> **Data extract**:
Begin

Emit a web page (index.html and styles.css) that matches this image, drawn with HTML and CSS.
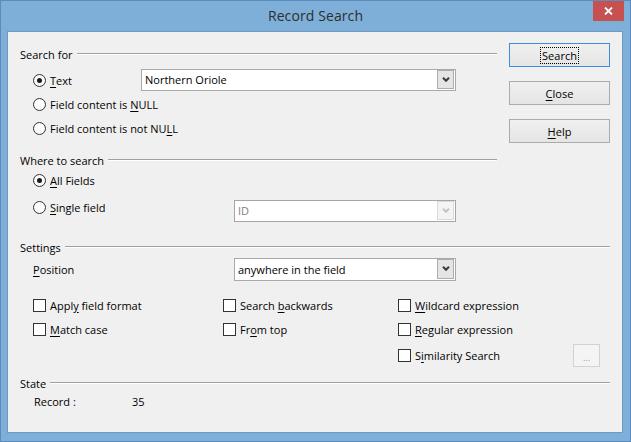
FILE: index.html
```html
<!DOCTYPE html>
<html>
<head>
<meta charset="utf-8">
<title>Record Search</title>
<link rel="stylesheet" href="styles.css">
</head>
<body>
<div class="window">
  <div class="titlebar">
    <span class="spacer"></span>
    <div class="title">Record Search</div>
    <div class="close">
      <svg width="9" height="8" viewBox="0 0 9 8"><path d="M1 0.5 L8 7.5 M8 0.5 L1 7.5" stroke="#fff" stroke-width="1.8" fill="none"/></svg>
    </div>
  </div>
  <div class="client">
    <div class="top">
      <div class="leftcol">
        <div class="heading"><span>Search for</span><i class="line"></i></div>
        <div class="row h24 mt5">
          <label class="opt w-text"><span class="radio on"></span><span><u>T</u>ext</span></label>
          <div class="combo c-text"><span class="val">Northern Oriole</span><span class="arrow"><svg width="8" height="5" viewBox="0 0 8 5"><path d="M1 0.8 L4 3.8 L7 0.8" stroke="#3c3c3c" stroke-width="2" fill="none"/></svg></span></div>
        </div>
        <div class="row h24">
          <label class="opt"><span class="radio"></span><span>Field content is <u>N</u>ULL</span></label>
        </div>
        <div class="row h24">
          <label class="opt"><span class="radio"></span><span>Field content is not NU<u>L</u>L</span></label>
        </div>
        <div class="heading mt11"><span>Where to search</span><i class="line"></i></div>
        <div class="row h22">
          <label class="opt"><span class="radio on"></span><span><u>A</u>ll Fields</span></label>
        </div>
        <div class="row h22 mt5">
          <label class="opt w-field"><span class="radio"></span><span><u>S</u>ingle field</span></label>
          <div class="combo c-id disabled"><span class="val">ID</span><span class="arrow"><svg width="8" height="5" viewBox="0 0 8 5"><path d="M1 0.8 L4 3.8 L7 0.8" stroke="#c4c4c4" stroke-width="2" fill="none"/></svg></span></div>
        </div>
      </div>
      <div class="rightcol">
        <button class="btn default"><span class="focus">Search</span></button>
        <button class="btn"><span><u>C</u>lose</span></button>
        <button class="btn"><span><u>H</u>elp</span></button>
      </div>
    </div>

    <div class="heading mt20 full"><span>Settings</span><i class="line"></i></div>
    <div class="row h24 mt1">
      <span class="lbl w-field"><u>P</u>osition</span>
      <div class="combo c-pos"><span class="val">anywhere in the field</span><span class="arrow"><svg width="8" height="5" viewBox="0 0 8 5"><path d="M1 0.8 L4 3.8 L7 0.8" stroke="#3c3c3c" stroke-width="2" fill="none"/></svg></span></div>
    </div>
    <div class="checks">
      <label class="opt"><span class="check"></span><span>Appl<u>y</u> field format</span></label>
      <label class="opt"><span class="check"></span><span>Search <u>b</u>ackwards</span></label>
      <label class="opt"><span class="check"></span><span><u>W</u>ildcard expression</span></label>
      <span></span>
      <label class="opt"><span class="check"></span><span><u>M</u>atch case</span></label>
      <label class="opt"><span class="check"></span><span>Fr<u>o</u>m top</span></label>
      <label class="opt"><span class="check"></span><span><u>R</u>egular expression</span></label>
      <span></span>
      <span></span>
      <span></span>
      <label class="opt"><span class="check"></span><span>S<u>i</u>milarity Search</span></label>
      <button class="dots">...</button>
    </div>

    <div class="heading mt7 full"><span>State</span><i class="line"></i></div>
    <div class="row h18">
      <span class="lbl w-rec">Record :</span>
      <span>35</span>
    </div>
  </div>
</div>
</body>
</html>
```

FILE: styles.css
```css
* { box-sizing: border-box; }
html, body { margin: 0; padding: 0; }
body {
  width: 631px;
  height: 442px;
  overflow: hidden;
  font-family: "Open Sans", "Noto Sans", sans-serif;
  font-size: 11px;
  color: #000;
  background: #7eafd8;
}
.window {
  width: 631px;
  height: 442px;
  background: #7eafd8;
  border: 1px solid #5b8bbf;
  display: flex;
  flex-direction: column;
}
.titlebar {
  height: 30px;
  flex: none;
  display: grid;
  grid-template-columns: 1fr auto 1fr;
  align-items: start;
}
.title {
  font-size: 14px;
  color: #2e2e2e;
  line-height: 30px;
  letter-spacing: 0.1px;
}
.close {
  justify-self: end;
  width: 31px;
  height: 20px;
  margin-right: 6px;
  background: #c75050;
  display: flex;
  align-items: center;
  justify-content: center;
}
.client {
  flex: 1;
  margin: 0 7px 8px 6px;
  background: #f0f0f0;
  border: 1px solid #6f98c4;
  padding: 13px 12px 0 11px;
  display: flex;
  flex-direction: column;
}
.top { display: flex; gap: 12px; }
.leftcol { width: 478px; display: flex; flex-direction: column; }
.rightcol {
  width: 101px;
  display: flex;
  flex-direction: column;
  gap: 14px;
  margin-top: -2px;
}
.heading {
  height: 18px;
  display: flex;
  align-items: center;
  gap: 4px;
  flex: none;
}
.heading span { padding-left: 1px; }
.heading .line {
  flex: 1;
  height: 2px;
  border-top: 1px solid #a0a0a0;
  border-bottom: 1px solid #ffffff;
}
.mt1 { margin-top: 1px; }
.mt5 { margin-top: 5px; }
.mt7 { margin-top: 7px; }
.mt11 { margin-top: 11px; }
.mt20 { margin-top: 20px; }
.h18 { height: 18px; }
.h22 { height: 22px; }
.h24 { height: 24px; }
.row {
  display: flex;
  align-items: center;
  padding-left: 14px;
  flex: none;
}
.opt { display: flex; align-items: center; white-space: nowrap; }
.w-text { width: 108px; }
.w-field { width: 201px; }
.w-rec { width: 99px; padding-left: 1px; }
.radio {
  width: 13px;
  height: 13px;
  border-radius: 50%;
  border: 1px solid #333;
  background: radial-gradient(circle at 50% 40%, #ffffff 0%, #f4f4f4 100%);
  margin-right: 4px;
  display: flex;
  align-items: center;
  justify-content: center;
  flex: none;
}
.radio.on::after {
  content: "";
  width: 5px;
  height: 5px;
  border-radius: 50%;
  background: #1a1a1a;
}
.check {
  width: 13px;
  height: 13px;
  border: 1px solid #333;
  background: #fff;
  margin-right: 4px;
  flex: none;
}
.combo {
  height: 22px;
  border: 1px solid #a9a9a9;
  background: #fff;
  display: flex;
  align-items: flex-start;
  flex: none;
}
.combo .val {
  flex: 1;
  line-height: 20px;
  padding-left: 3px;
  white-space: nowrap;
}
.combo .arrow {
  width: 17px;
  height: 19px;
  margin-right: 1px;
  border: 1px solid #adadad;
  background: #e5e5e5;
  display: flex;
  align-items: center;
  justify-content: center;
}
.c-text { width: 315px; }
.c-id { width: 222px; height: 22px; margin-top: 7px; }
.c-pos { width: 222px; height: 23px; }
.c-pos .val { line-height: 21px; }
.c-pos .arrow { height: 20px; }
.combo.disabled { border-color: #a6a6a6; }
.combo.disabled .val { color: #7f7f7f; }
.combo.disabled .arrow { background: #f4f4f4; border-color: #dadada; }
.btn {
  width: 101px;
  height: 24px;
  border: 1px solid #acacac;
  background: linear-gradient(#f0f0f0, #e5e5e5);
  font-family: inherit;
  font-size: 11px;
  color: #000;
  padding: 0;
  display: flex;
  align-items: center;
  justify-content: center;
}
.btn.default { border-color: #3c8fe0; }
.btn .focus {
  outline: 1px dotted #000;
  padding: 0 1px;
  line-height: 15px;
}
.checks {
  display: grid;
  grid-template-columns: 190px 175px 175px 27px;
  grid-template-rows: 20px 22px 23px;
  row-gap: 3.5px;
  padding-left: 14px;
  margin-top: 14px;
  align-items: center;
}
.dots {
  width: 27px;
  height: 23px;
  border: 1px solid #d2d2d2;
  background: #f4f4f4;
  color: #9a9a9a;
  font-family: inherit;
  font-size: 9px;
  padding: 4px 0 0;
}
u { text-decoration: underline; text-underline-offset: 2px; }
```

End

> **Instructions for the task**:
Each line that holds the string "index" counts once; give the total and nothing else.

> **Answer for the task**:
2